SUPPLIED DATA:
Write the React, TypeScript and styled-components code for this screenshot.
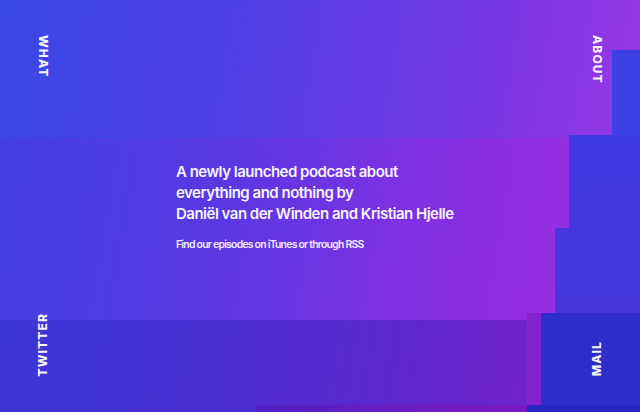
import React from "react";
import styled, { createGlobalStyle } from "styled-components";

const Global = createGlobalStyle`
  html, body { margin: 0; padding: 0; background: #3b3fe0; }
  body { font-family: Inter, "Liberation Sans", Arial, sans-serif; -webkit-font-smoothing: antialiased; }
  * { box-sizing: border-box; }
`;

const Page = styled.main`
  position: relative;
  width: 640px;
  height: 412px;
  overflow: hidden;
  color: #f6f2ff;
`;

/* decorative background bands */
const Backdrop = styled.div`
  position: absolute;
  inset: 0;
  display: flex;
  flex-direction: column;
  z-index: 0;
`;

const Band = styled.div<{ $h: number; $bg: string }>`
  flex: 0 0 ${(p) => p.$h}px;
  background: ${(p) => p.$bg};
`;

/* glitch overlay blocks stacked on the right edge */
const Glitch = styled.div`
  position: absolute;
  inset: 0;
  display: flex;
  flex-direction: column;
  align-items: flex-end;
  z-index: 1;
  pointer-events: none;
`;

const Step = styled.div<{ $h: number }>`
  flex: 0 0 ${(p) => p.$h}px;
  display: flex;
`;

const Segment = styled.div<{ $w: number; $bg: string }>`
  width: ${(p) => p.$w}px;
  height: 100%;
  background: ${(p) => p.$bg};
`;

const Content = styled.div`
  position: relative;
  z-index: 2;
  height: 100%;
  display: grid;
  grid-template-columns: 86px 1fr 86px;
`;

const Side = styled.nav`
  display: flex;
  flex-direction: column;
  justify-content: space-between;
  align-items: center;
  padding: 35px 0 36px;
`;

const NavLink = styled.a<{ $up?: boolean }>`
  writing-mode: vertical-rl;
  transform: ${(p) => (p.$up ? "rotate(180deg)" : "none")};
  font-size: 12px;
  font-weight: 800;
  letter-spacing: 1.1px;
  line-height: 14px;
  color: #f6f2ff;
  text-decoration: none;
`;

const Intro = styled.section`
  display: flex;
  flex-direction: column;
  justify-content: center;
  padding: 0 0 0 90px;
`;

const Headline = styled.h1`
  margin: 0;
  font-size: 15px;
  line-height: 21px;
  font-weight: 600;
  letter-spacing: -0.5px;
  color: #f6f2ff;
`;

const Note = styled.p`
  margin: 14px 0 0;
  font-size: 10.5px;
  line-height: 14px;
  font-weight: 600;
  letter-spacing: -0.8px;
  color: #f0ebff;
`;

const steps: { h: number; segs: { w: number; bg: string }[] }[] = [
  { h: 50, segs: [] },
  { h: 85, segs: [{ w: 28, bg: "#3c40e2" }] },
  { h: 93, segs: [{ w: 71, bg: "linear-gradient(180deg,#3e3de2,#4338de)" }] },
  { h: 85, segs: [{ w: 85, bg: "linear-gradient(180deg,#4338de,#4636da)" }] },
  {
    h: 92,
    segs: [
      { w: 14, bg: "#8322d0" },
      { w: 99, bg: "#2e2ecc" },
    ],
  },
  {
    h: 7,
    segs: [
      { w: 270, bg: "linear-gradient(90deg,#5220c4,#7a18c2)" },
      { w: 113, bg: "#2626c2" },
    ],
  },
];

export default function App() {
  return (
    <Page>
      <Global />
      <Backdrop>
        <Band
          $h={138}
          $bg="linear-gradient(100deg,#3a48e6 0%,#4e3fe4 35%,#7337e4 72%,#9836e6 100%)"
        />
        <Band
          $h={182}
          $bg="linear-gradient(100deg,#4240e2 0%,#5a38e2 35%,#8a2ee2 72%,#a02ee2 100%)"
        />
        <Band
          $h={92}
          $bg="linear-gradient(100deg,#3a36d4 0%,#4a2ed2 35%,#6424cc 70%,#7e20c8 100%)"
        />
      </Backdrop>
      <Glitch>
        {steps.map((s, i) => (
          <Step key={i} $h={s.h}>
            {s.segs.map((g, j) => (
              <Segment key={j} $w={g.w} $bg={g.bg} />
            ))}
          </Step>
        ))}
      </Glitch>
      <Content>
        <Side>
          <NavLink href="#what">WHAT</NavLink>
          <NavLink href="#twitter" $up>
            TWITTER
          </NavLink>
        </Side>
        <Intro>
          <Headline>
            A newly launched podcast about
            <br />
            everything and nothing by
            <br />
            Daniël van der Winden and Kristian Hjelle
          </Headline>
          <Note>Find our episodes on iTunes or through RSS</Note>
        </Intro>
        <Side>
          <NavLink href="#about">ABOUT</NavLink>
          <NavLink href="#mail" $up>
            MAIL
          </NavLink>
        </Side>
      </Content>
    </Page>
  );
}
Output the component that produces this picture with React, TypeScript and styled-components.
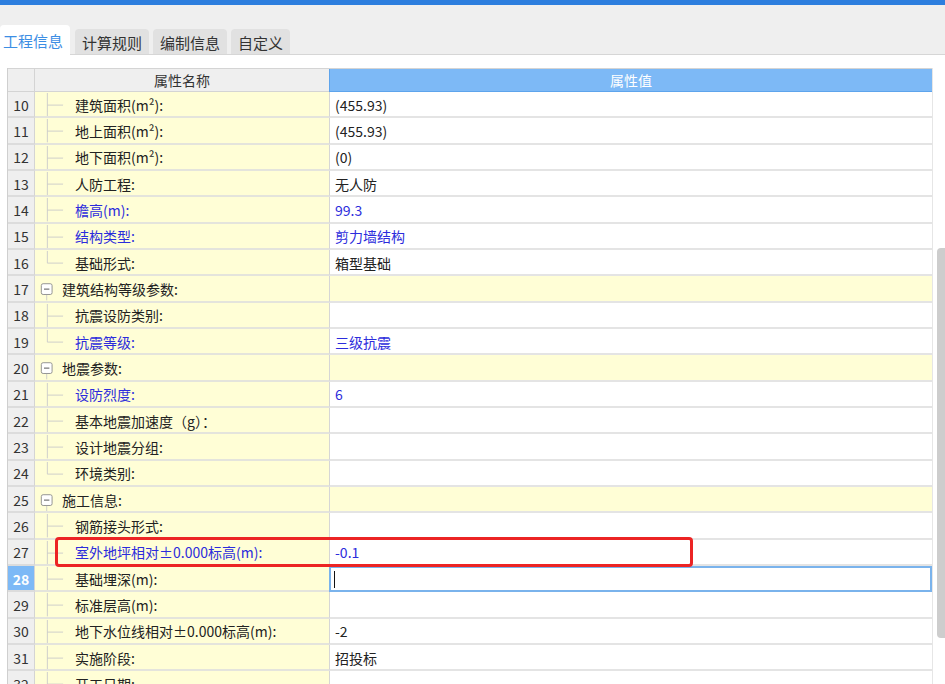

WHAT YOU WILL DO: Transcribe the records word for word and include no pictures.

REPLY TO THE TASK:
Write the React, TypeScript and styled-components code for this screenshot.
import React from "react";
import styled, { createGlobalStyle } from "styled-components";

const Global = createGlobalStyle`
  html, body { margin: 0; padding: 0; background: #3b3fe0; }
  body { font-family: Inter, "Liberation Sans", Arial, sans-serif; -webkit-font-smoothing: antialiased; }
  * { box-sizing: border-box; }
`;

const Page = styled.main`
  position: relative;
  width: 640px;
  height: 412px;
  overflow: hidden;
  color: #f6f2ff;
`;

/* decorative background bands */
const Backdrop = styled.div`
  position: absolute;
  inset: 0;
  display: flex;
  flex-direction: column;
  z-index: 0;
`;

const Band = styled.div<{ $h: number; $bg: string }>`
  flex: 0 0 ${(p) => p.$h}px;
  background: ${(p) => p.$bg};
`;

/* glitch overlay blocks stacked on the right edge */
const Glitch = styled.div`
  position: absolute;
  inset: 0;
  display: flex;
  flex-direction: column;
  align-items: flex-end;
  z-index: 1;
  pointer-events: none;
`;

const Step = styled.div<{ $h: number }>`
  flex: 0 0 ${(p) => p.$h}px;
  display: flex;
`;

const Segment = styled.div<{ $w: number; $bg: string }>`
  width: ${(p) => p.$w}px;
  height: 100%;
  background: ${(p) => p.$bg};
`;

const Content = styled.div`
  position: relative;
  z-index: 2;
  height: 100%;
  display: grid;
  grid-template-columns: 86px 1fr 86px;
`;

const Side = styled.nav`
  display: flex;
  flex-direction: column;
  justify-content: space-between;
  align-items: center;
  padding: 35px 0 36px;
`;

const NavLink = styled.a<{ $up?: boolean }>`
  writing-mode: vertical-rl;
  transform: ${(p) => (p.$up ? "rotate(180deg)" : "none")};
  font-size: 12px;
  font-weight: 800;
  letter-spacing: 1.1px;
  line-height: 14px;
  color: #f6f2ff;
  text-decoration: none;
`;

const Intro = styled.section`
  display: flex;
  flex-direction: column;
  justify-content: center;
  padding: 0 0 0 90px;
`;

const Headline = styled.h1`
  margin: 0;
  font-size: 15px;
  line-height: 21px;
  font-weight: 600;
  letter-spacing: -0.5px;
  color: #f6f2ff;
`;

const Note = styled.p`
  margin: 14px 0 0;
  font-size: 10.5px;
  line-height: 14px;
  font-weight: 600;
  letter-spacing: -0.8px;
  color: #f0ebff;
`;

const steps: { h: number; segs: { w: number; bg: string }[] }[] = [
  { h: 50, segs: [] },
  { h: 85, segs: [{ w: 28, bg: "#3c40e2" }] },
  { h: 93, segs: [{ w: 71, bg: "linear-gradient(180deg,#3e3de2,#4338de)" }] },
  { h: 85, segs: [{ w: 85, bg: "linear-gradient(180deg,#4338de,#4636da)" }] },
  {
    h: 92,
    segs: [
      { w: 14, bg: "#8322d0" },
      { w: 99, bg: "#2e2ecc" },
    ],
  },
  {
    h: 7,
    segs: [
      { w: 270, bg: "linear-gradient(90deg,#5220c4,#7a18c2)" },
      { w: 113, bg: "#2626c2" },
    ],
  },
];

export default function App() {
  return (
    <Page>
      <Global />
      <Backdrop>
        <Band
          $h={138}
          $bg="linear-gradient(100deg,#3a48e6 0%,#4e3fe4 35%,#7337e4 72%,#9836e6 100%)"
        />
        <Band
          $h={182}
          $bg="linear-gradient(100deg,#4240e2 0%,#5a38e2 35%,#8a2ee2 72%,#a02ee2 100%)"
        />
        <Band
          $h={92}
          $bg="linear-gradient(100deg,#3a36d4 0%,#4a2ed2 35%,#6424cc 70%,#7e20c8 100%)"
        />
      </Backdrop>
      <Glitch>
        {steps.map((s, i) => (
          <Step key={i} $h={s.h}>
            {s.segs.map((g, j) => (
              <Segment key={j} $w={g.w} $bg={g.bg} />
            ))}
          </Step>
        ))}
      </Glitch>
      <Content>
        <Side>
          <NavLink href="#what">WHAT</NavLink>
          <NavLink href="#twitter" $up>
            TWITTER
          </NavLink>
        </Side>
        <Intro>
          <Headline>
            A newly launched podcast about
            <br />
            everything and nothing by
            <br />
            Daniël van der Winden and Kristian Hjelle
          </Headline>
          <Note>Find our episodes on iTunes or through RSS</Note>
        </Intro>
        <Side>
          <NavLink href="#about">ABOUT</NavLink>
          <NavLink href="#mail" $up>
            MAIL
          </NavLink>
        </Side>
      </Content>
    </Page>
  );
}
Output the component that produces this picture with React, TypeScript and styled-components.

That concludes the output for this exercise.